1.  Keshav, S. "How to read a paper.ACM SIGCOMM Computer Communication Review 37.3 (2007): 83-84.

Let's start with the inception of Internet. DARPA researchers had put together the design of the first network called ARPANET. I suggest you to read the next paper to understand the design decisions for developing a generic network to be used across multiple communities.


2. Clark, David. "The design philosophy of the DARPA Internet protocols.ACM SIGCOMM Computer Communication Review 18.4 (1988): 106-114.
history of internet

History of Internet

After reading 2. you would understand the fundamental thoughts that were put together to design Internet. With this knowledge, you can design your own Internet without fearing about the complex details of it. A very important detail that you must consider while designing any networking technology is whether you are aiming an end-end feature or hop-hop. A good start is the next paper which talks about End-to-End argument in detail.


3. Saltzer, Jerome H., David P. Reed, and David D. Clark. "End-to-end arguments in system design.ACM Transactions on Computer Systems (TOCS) 2.4 (1984): 277-288.

These papers give you a great insight into the design principles for any large scale network. Now lets focus on the concrete design requirements of a reliable packet delivery network. There are various things that one would try to address while designing a reliable packet communication like packet identification, acknowledgements, redelivery of failed packets. The authors of the next paper addressed a lot more in their paper. This paper was published later in SIGCOMM in 2005.
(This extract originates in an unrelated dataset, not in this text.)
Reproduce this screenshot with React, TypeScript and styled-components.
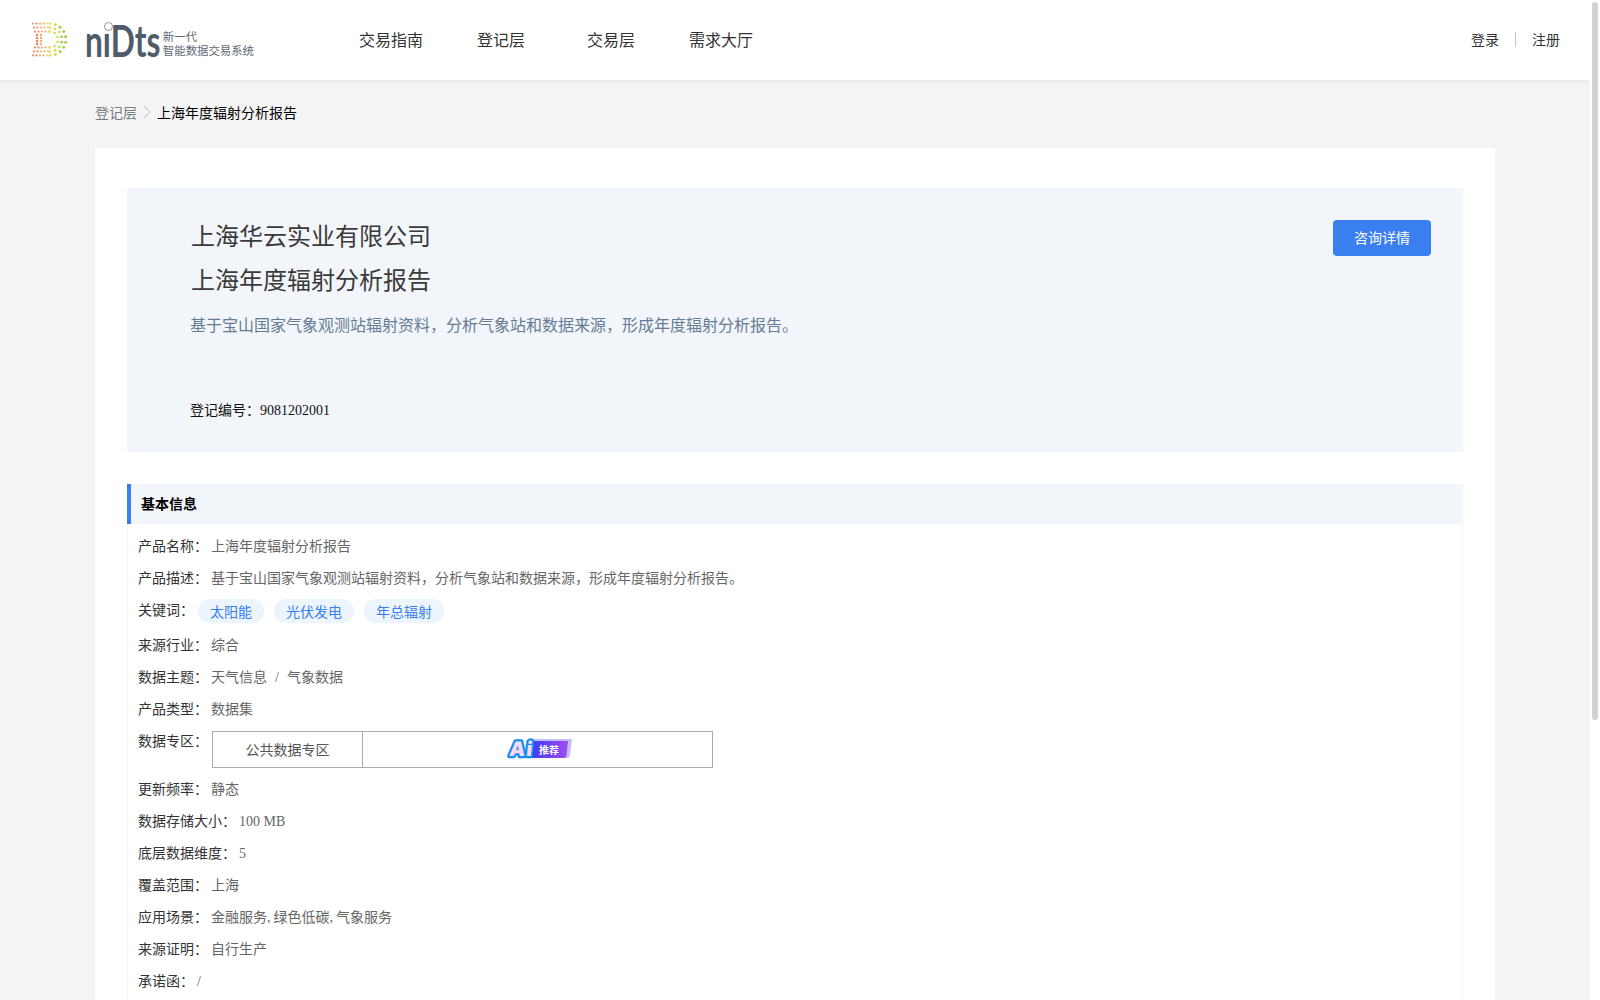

4. V. Cerf and R. Kahn, "A Protocol for Packet Network Intercommunication," in IEEE Transactions on Communications, vol. 22, no. 5, pp. 637-648, May 1974


-------
Next, we will look at IP routing protocols that allow packets to be routed from source to destination via routers. There are mainly two types of routing protocol used within an AS (autonomous system) - Distance Vector and Link State routing. To understand these protocols, I recommend you to read the CISCO white papers.



Note that understanding Routing is a major achievement. IGP routing (Interior Gateway Protocol) is implemented within an AS. On the other hand, EGP routing (Exterior Gateway Protocol) is implemented across different ASes. An AS is a single administrative unit that controls a set of IP prefixes and has their independent routing policy. BGP (Border Gateway Protocol) is the most commonly used protocol for routing across ASes. Note that managing different ASes is the most difficult task at hand. The next paper underlines the issues associated with BGP routing and proposes a solution to achieve convergence within permissible time.

IGP vs BGP across ASes

IGP vs BGP

6. Gao, Lixin, and Jennifer Rexford. "Stable internet routing without global coordination.ACM SIGMETRICS Performance Evaluation Review. Vol. 28. No. 1. ACM, 2000.

Due to the autonomous nature of BGP, ASes can act maliciously to advertise routing paths which don't exist. Additionally, there are other security concerns associated with BGP due to local policy selection which can't be monitored. I recommend you to read the next paper which describes the security loopholes in BGP and solutions to fix them.



7. Goldberg, Sharon. "Why is it taking so long to secure internet routing?.Communications of the ACM 57.10 (2014): 56-63.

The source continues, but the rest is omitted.